Dizem que escrever é um hábito que vem de menino, mas há quem tenha outros hábitos, que não a escrita. Diria que é mais uma inclinação natural, que um hábito propriamente dito. No meu caso, foi a escrita que mais me despertou a atenção, talvez porque sempre tive uma relação difícil com as matemáticas e químicas, difíceis de entender. Preferia garatujar uma redação, a ter de fazer contas de somar ou dividir.
E foi exatamente por isso, que cedo comecei a escrever pequenas histórias que, de uma forma geral, agradavam aos meus amigos, que pediam mais. Exigentes, começaram a pedir histórias aos quadradinhos, muito vulgares naquela época. Eram outros tempos, em que o improviso tinha de compensar a falta de meios e de dinheiro.
Um dia, decidi que havia de fazer um filme com os meus próprios recursos. Teria mais ou menos oito anos e muitos sonhos e aspirações pela frente. Os meus amigos da altura, de quem perdi o rasto até ao dia de hoje, estavam fartos de pequenas histórias de aventuras. Queriam um pouco mais, já que ainda não tínhamos idade para entrar no cinema. Queriam ver um filme, mas projetado na parede, como se fosse no cinema. Uma exigência difícil de satisfazer naqueles tempos, mas que espicaçava a minha curiosidade.
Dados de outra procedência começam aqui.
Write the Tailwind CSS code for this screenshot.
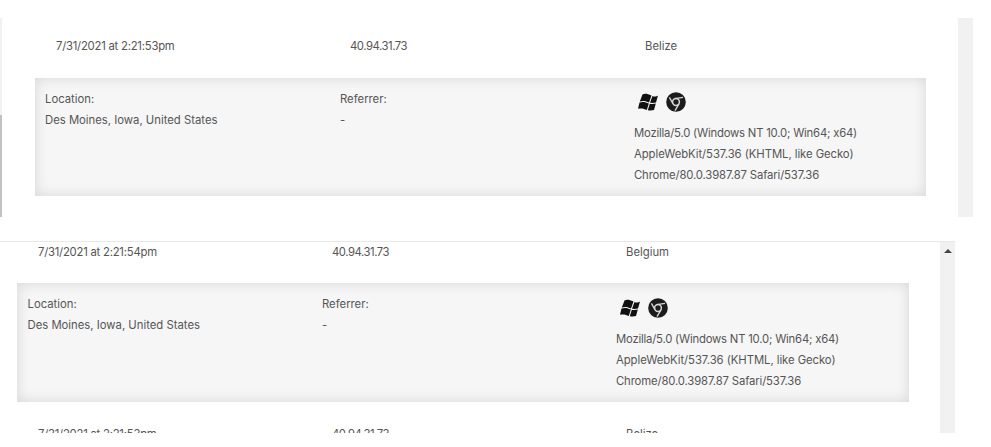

Fui pensando no assunto, juntando ideias, até que deitei mãos à obra. Cortei cinco pedaços de madeira, que preguei umas nas outras, até obter uma caixa retangular. Depois, fiz um buraco quadrado na tábua da frente. Coloquei massa em todas as junções e pintei tudo de castanho. Engendrei duas pequenas manivelas com dois arames, para fazer rodar o "filme". Para isso, comprei papel de celofane que se rasgava com muita facilidade. A retro iluminação, seria feita com uma antiga lanterna do meu pai.
A caixa do cinema, até estava bem acabada e dois dias depois, tinha um cheiro agradável a tinta fresca. Eu e os meus amigos, estávamos contentes com o improviso. Faltava agora, arranjar o conteúdo para o filme. Num dos muitos livros aos quadradinhos que havia do Major Alvega, copiamos as imagens, colocando o celofane já cortado em tiras à medida e depois, com uma caneta de tinta da china, pacientemente, íamos copiando as figuras que estavam no livro. Foram vários dias de infinita paciência, porque a tinta da china demorava a secar. Por fim, era chegada a hora de colorir a nosso gosto as imagens copiadas do livro. Vários tubinhos de aquarela e um pequeno pincel, foram utilizados pacientemente.
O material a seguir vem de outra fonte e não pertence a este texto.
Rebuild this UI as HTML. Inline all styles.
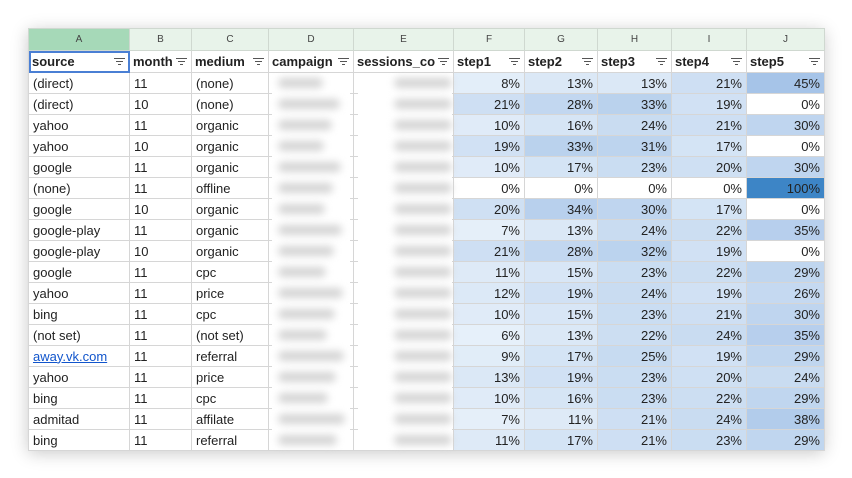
<!DOCTYPE html>
<html><head><meta charset="utf-8"><style>
body{margin:0;width:852px;height:478px;background:#fff;overflow:hidden;font-family:"Liberation Sans",Arial,sans-serif;}
.wrap{position:absolute;left:28px;top:28px;width:796px;height:422px;box-shadow:0 3px 16px rgba(0,0,0,.22);background:#fff}
table{border-collapse:collapse;table-layout:fixed;width:796px;font-size:13px;color:#222}
td{border:1px solid #d6d6d6;height:20px;padding:0 4px;white-space:nowrap;overflow:hidden}
tr.let td{height:21px;background:#e8f3ea;text-align:center;font-size:10px;color:#444;border-color:#cfd8d0}
tr.let td.sel{background:#a6d9b8}
tr.hd td{height:21px;font-weight:bold;background:#fff;position:relative;padding-left:3px}
tr.hd td i{position:absolute;right:4px;top:7px;width:11px;height:7px}
tr.hd td i:before{content:"";position:absolute;left:0;top:0;width:11px;height:1px;background:#555}
tr.hd td i b{position:absolute;left:2px;top:3px;width:7px;height:1px;background:#555}
tr.hd td i u{position:absolute;left:4px;top:6px;width:3px;height:1px;background:#555}
td.n{text-align:right}
.act{outline:2px solid #4a7fd4;outline-offset:-2px}
.bl{position:absolute;background:#fff;top:45px;height:377px}
.sm{position:absolute;height:10px;background:#d4d4d4;border-radius:5px;filter:blur(4px)}
a{color:#1155cc;text-decoration:underline}
</style></head><body>
<div class="wrap">
<table>
<colgroup><col style="width:101px"><col style="width:62px"><col style="width:77px"><col style="width:85px"><col style="width:100px"><col style="width:71px"><col style="width:73px"><col style="width:74px"><col style="width:75px"><col style="width:78px"></colgroup>
<tr class="let"><td class="sel">A</td><td>B</td><td>C</td><td>D</td><td>E</td><td>F</td><td>G</td><td>H</td><td>I</td><td>J</td></tr>
<tr class="hd"><td class="act">source<i><b></b><u></u></i></td><td>month<i><b></b><u></u></i></td><td>medium<i><b></b><u></u></i></td><td>campaign<i><b></b><u></u></i></td><td>sessions_co<i><b></b><u></u></i></td><td>step1<i><b></b><u></u></i></td><td>step2<i><b></b><u></u></i></td><td>step3<i><b></b><u></u></i></td><td>step4<i><b></b><u></u></i></td><td>step5<i><b></b><u></u></i></td></tr>
<tbody id="tb">
<tr><td>(direct)</td><td>11</td><td>(none)</td><td></td><td></td><td class="n">8%</td><td class="n">13%</td><td class="n">13%</td><td class="n">21%</td><td class="n">45%</td></tr>
<tr><td>(direct)</td><td>10</td><td>(none)</td><td></td><td></td><td class="n">21%</td><td class="n">28%</td><td class="n">33%</td><td class="n">19%</td><td class="n">0%</td></tr>
<tr><td>yahoo</td><td>11</td><td>organic</td><td></td><td></td><td class="n">10%</td><td class="n">16%</td><td class="n">24%</td><td class="n">21%</td><td class="n">30%</td></tr>
<tr><td>yahoo</td><td>10</td><td>organic</td><td></td><td></td><td class="n">19%</td><td class="n">33%</td><td class="n">31%</td><td class="n">17%</td><td class="n">0%</td></tr>
<tr><td>google</td><td>11</td><td>organic</td><td></td><td></td><td class="n">10%</td><td class="n">17%</td><td class="n">23%</td><td class="n">20%</td><td class="n">30%</td></tr>
<tr><td>(none)</td><td>11</td><td>offline</td><td></td><td></td><td class="n">0%</td><td class="n">0%</td><td class="n">0%</td><td class="n">0%</td><td class="n">100%</td></tr>
<tr><td>google</td><td>10</td><td>organic</td><td></td><td></td><td class="n">20%</td><td class="n">34%</td><td class="n">30%</td><td class="n">17%</td><td class="n">0%</td></tr>
<tr><td>google-play</td><td>11</td><td>organic</td><td></td><td></td><td class="n">7%</td><td class="n">13%</td><td class="n">24%</td><td class="n">22%</td><td class="n">35%</td></tr>
<tr><td>google-play</td><td>10</td><td>organic</td><td></td><td></td><td class="n">21%</td><td class="n">28%</td><td class="n">32%</td><td class="n">19%</td><td class="n">0%</td></tr>
<tr><td>google</td><td>11</td><td>cpc</td><td></td><td></td><td class="n">11%</td><td class="n">15%</td><td class="n">23%</td><td class="n">22%</td><td class="n">29%</td></tr>
<tr><td>yahoo</td><td>11</td><td>price</td><td></td><td></td><td class="n">12%</td><td class="n">19%</td><td class="n">24%</td><td class="n">19%</td><td class="n">26%</td></tr>
<tr><td>bing</td><td>11</td><td>cpc</td><td></td><td></td><td class="n">10%</td><td class="n">15%</td><td class="n">23%</td><td class="n">21%</td><td class="n">30%</td></tr>
<tr><td>(not set)</td><td>11</td><td>(not set)</td><td></td><td></td><td class="n">6%</td><td class="n">13%</td><td class="n">22%</td><td class="n">24%</td><td class="n">35%</td></tr>
<tr><td><a>away.vk.com</a></td><td>11</td><td>referral</td><td></td><td></td><td class="n">9%</td><td class="n">17%</td><td class="n">25%</td><td class="n">19%</td><td class="n">29%</td></tr>
<tr><td>yahoo</td><td>11</td><td>price</td><td></td><td></td><td class="n">13%</td><td class="n">19%</td><td class="n">23%</td><td class="n">20%</td><td class="n">24%</td></tr>
<tr><td>bing</td><td>11</td><td>cpc</td><td></td><td></td><td class="n">10%</td><td class="n">16%</td><td class="n">23%</td><td class="n">22%</td><td class="n">29%</td></tr>
<tr><td>admitad</td><td>11</td><td>affilate</td><td></td><td></td><td class="n">7%</td><td class="n">11%</td><td class="n">21%</td><td class="n">24%</td><td class="n">38%</td></tr>
<tr><td>bing</td><td>11</td><td>referral</td><td></td><td></td><td class="n">11%</td><td class="n">17%</td><td class="n">21%</td><td class="n">23%</td><td class="n">29%</td></tr>
</tbody></table>
<div class="bl" id="bd" style="left:244px;width:78px"></div>
<div class="bl" id="be" style="left:330px;width:94px"></div>
</div>
<script>
document.querySelectorAll('#tb td.n').forEach(function(td){
 var v=parseInt(td.textContent);var r,g,b;
 if(v==0){r=g=b=255;}
 else if(v>=100){r=61;g=133;b=198;}
 else{var t=Math.min(1,(v-5)/40);r=Math.round(232-t*(232-166));g=Math.round(241-t*(241-196));b=Math.round(250-t*(250-232));}
 td.style.background='rgb('+r+','+g+','+b+')';
});
var bd=document.getElementById('bd'),be=document.getElementById('be'),h='',h2='';
for(var i=0;i<18;i++){var y=i*21+5;h+='<div class="sm" style="left:6px;top:'+y+'px;width:'+(45+(i*17)%25)+'px"></div>';h2+='<div class="sm" style="left:36px;top:'+y+'px;width:58px"></div>';}
bd.innerHTML=h;be.innerHTML=h2;
</script>
</body></html>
Um pequeno foco de luz, aparecia na parede, mas não se viam as imagens. Ajustamos a lanterna, afastando-a mais um pouco e começamos a ver os desenhos, enquanto um rodava a pequena manivela que continha a película de celofane e o outro aliviava a manivela de baixo. Era, afinal, um trabalho delicado e moroso, mas todos rejubilamos quando surgiram as primeiras imagens. Todavia, as cores com que pintamos a película, não eram visíveis. Alguma decepção estava instalada, depois de tanto trabalho.
A experiência, não se voltou a repetir. Na nossa ignorante ideia, as cores deviam passar para a parede, tal como as víamos na película, o que não aconteceu. Ainda assim, guardei a caixa numa pequena dispensa que havia no quintal. Ficaria como recordação. A vida continuou e mais tarde saí de casa, indo viver para o Porto. Depois, os meus pais vieram também.
Um dia, o meu pai chamou-me e disse: Tenho aqui uma pequena surpresa para ti. Foi ao quarto e quando regressou, vinha com a velha caixa na mão. Sorridente, disse então: Resolvi guardá-la, porque vi o trabalho que tiveste e pensei que irias ficar contente. Um pouco mais tarde casei e mudei de casa, mas a "caixa do cinema" foi comigo.